Car sales crash 35 per cent in May

Statistics show vehicle sales crashed 35 per cent in May, but Toyota recorded the most sales.
Statistics show vehicle sales crashed 35 per cent in May, but Toyota recorded the most sales.

Sales of new cars and trucks in Australia crashed by 35 per cent last month, the biggest drop in demand for the month of May over the past 30 years.

The Federal Chamber of Automotive Industries says 59,894 vehicles were, a 35.3 per cent fall on the 92,561 vehicles retailed in May last year.

The drop came on top of the 48.5 per cent fall in sales in April, as the impacts of the coronavirus pandemic across the business sector intensified.

On a year-to-date basis, the market was down 104,468 units, or 23.9 per cent.

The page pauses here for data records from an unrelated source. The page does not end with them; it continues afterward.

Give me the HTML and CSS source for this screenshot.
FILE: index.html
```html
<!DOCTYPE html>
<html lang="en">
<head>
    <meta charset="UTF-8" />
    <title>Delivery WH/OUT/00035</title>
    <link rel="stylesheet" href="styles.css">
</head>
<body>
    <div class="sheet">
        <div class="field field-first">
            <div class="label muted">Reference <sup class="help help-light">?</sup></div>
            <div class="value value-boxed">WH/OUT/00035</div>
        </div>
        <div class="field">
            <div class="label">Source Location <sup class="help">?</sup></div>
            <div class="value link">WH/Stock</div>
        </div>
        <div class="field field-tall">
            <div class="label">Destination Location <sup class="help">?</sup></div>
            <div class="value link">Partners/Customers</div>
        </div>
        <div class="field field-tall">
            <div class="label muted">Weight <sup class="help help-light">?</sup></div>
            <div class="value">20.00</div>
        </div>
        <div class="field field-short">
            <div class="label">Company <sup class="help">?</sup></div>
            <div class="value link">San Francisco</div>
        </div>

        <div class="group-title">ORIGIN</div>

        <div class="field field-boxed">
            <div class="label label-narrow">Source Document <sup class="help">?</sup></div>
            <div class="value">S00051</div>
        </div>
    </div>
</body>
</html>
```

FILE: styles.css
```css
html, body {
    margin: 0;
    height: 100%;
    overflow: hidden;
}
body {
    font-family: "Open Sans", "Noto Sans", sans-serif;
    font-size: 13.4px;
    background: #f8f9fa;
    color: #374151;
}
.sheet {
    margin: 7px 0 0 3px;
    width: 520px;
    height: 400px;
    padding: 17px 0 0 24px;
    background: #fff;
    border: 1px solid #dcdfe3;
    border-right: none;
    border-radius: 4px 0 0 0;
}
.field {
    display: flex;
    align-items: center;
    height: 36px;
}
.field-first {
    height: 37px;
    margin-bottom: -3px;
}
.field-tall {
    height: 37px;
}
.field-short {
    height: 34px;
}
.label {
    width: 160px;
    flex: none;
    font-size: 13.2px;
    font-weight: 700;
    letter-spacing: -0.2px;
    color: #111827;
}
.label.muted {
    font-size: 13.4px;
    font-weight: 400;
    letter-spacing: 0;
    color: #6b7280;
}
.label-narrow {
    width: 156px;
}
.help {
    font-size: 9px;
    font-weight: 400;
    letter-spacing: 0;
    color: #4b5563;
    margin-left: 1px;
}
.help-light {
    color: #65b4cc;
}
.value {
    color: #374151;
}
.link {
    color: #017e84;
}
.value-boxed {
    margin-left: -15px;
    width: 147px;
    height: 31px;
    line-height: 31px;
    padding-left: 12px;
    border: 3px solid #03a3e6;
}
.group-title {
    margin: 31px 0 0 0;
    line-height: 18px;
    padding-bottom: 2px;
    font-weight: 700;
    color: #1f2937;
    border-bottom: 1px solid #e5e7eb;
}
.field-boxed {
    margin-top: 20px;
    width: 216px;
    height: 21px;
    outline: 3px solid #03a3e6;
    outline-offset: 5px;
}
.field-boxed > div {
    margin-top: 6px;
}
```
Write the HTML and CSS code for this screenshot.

FCAI chief executive Tony Weber said the automotive sector had been under pressure for some time with May's decline the 26th consecutive month of falling demand.

"The causative factors are well documented - droughts, floods, bushfires, tight lending conditions, unfavourable exchange rates, and political uncertainty," Mr Weber said.

"Now, we add to that the devastating effect of the COVID-19 pandemic over the past three months.

"While COVID-19 is primarily a health crisis, it has brought about an economic crisis as well.

"These are difficult times for the global and domestic economy, and this, of course, has repercussions for the local sales sector, including the automotive industry."

Toyota was the market-leading brand in May, with 14,466 sales, ahead of Mazda on 5661 and Hyundai on 4109.

Toyota also enjoyed a clear lead over the first five months of 2020 with sales of 74,862 compared to 29,427 for Mazda.

Among the states, the market held up best in Western Australia where sales fell by just 26.4 per cent in May, while Tasmania was hit the hardest with demand down by almost 52 per cent.

Mr Weber said while the fall in consumer confidence and household spending had severely curtailed retail activity, the government's stimulus measures and the gradual easing of pandemic-enforced restrictions had brought some optimism.

"Anecdotally, we may be beginning to see some green shoots in the marketplace," he said.

"With people venturing out a little more, dealers have advised of a slight uptick in floor traffic through dealerships.

"Additionally, we are hearing from some brands that website traffic is on the rise - a sure sign of increased purchasing interest."